— START OF DATA SECTION —

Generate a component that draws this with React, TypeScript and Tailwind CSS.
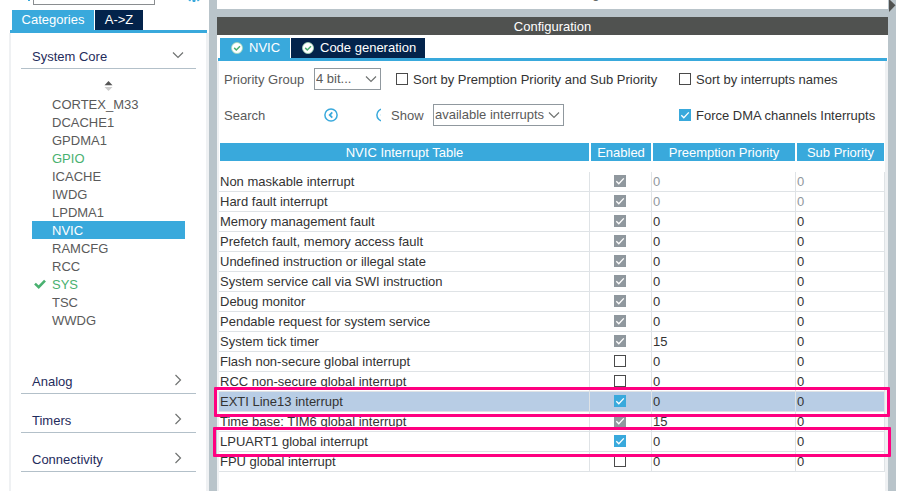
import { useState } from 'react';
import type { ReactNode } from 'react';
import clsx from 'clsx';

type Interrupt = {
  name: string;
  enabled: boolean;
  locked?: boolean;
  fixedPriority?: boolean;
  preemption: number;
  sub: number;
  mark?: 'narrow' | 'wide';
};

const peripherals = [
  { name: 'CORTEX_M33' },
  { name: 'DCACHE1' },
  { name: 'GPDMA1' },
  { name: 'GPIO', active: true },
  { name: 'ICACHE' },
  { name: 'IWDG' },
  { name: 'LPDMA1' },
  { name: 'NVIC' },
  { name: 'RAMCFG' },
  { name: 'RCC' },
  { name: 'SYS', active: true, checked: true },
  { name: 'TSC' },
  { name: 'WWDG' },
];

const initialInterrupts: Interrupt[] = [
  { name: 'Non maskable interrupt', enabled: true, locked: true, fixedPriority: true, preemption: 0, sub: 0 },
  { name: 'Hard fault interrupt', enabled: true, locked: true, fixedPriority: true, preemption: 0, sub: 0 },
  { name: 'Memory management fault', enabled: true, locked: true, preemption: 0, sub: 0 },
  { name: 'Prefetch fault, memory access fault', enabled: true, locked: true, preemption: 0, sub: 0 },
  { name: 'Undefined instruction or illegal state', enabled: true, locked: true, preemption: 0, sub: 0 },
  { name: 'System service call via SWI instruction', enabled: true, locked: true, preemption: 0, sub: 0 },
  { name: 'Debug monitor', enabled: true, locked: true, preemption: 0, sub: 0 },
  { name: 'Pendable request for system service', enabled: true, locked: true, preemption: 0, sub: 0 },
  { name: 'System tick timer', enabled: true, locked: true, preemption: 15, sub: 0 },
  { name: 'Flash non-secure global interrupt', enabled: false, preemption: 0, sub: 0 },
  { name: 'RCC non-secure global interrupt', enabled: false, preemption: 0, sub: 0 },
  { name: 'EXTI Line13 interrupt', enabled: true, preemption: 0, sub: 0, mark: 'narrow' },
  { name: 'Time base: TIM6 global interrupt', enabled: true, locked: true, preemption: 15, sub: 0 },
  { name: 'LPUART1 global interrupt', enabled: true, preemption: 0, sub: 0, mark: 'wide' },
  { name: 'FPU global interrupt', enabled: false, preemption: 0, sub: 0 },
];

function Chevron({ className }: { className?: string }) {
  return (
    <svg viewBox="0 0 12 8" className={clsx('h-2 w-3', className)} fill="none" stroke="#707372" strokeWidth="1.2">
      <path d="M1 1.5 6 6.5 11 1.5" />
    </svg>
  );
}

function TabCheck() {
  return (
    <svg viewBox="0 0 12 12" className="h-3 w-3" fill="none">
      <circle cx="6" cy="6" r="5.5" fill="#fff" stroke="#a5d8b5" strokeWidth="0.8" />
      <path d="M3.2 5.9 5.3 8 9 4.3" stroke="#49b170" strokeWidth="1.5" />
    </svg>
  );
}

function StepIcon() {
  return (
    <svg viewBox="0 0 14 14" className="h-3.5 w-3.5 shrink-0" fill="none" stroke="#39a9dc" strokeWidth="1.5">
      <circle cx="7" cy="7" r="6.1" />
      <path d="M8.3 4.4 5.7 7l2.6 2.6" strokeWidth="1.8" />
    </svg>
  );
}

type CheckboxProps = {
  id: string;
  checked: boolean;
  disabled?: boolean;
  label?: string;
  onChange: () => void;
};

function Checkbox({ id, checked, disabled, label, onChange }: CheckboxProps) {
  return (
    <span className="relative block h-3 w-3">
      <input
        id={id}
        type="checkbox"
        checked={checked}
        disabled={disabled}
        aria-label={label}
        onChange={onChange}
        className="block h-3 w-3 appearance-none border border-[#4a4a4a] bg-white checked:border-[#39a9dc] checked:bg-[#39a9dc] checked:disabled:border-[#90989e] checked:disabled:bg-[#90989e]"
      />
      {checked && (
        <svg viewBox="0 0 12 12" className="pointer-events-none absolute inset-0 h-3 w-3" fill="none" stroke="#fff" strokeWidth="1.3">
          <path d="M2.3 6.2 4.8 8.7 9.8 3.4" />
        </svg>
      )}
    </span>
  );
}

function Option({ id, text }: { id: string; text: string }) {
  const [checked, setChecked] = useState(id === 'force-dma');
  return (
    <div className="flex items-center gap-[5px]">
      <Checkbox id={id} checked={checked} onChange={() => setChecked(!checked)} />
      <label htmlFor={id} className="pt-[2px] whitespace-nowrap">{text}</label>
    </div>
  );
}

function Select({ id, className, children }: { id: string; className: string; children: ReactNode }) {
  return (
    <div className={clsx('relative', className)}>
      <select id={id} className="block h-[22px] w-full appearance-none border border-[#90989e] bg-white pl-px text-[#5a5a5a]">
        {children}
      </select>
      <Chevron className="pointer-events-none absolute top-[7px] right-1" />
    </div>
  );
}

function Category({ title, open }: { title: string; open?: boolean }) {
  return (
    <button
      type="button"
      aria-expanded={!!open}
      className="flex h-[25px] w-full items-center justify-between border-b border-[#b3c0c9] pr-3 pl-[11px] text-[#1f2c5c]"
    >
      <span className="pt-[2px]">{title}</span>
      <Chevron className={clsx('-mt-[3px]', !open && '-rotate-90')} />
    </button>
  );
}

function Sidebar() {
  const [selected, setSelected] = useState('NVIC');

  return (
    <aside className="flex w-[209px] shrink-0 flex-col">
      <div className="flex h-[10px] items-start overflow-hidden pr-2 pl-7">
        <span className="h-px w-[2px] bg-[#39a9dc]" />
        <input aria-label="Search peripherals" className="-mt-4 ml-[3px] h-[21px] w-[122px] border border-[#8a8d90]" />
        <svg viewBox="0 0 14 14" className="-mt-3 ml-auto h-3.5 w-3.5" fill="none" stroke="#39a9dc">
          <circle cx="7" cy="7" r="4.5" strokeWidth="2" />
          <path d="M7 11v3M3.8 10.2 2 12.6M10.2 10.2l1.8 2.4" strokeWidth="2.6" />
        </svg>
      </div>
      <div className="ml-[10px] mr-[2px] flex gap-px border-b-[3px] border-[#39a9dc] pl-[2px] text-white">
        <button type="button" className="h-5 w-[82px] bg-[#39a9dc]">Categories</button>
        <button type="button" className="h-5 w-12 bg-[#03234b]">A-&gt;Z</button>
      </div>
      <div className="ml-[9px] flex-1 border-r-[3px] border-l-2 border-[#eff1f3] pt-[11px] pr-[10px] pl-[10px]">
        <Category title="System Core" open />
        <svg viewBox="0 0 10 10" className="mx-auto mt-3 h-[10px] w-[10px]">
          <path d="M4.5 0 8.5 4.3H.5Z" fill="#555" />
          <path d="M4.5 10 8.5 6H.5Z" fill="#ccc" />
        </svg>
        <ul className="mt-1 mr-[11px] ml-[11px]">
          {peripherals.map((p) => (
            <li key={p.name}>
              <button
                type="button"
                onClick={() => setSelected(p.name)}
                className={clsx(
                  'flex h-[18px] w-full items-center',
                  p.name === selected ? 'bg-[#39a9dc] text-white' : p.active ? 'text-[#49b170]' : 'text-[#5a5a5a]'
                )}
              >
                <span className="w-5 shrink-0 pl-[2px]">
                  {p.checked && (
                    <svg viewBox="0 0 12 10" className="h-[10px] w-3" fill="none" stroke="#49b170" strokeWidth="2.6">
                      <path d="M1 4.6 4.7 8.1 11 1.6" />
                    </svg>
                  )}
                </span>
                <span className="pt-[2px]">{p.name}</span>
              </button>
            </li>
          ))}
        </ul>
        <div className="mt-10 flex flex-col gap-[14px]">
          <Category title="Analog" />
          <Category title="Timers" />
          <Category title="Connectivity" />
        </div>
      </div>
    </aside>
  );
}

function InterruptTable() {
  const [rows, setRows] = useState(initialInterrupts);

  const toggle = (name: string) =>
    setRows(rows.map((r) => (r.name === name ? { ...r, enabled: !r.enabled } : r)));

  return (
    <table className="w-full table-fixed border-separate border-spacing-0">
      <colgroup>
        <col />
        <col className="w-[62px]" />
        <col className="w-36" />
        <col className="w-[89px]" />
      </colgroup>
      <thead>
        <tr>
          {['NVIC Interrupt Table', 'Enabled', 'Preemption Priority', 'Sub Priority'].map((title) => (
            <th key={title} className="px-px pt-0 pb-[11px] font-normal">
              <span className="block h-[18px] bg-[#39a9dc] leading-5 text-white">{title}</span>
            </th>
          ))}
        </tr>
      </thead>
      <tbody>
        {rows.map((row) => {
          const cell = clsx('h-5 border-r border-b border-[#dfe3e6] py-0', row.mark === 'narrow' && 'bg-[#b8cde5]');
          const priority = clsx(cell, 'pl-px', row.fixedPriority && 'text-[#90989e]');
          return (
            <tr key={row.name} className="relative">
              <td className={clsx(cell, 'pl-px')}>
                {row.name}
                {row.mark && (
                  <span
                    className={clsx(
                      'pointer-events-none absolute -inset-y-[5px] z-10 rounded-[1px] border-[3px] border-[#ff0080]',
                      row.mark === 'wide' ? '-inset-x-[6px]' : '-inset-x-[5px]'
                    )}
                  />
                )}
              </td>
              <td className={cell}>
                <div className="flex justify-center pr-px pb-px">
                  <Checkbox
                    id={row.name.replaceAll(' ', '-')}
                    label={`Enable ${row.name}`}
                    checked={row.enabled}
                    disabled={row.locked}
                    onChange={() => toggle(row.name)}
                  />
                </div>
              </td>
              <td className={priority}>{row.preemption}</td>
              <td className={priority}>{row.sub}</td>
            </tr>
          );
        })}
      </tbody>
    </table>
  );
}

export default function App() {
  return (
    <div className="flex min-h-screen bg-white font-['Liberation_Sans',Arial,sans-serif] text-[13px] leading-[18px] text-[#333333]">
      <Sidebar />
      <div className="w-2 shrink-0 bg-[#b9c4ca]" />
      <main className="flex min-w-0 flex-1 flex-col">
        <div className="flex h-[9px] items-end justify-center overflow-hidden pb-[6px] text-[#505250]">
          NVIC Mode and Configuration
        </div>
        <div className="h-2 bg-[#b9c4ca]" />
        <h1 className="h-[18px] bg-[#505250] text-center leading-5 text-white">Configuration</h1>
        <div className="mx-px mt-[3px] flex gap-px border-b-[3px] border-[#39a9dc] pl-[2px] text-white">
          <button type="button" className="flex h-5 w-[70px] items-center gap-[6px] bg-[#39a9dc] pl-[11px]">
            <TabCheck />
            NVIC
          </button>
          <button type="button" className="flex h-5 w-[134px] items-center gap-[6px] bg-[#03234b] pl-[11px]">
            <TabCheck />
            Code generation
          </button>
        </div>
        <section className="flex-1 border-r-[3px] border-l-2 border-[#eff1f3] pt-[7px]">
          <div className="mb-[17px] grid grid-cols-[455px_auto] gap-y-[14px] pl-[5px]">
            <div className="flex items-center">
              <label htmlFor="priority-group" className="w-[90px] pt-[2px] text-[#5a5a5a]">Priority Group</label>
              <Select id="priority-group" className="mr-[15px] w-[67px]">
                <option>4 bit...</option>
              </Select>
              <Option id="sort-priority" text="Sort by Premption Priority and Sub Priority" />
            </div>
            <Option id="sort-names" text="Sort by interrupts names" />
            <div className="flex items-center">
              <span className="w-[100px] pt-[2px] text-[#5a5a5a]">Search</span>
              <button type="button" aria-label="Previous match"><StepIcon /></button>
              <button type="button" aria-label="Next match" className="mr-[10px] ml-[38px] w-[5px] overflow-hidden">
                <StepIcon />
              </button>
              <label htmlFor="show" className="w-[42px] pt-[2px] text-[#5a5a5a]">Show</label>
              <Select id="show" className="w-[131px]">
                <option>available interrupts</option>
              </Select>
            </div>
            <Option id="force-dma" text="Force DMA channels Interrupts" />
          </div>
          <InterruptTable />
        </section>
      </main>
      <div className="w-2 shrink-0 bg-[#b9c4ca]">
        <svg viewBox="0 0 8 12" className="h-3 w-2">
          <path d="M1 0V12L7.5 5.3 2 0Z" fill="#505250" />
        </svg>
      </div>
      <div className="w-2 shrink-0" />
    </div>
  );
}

— END OF DATA SECTION —

CHALLENGE >>
Everything from the top line of the data down to and including the line with "import clsx from 'clsx';" is to be copied, except the pictures.

EXPECTED ANSWER >>
Generate a component that draws this with React, TypeScript and Tailwind CSS.
import { useState } from 'react';
import type { ReactNode } from 'react';
import clsx from 'clsx';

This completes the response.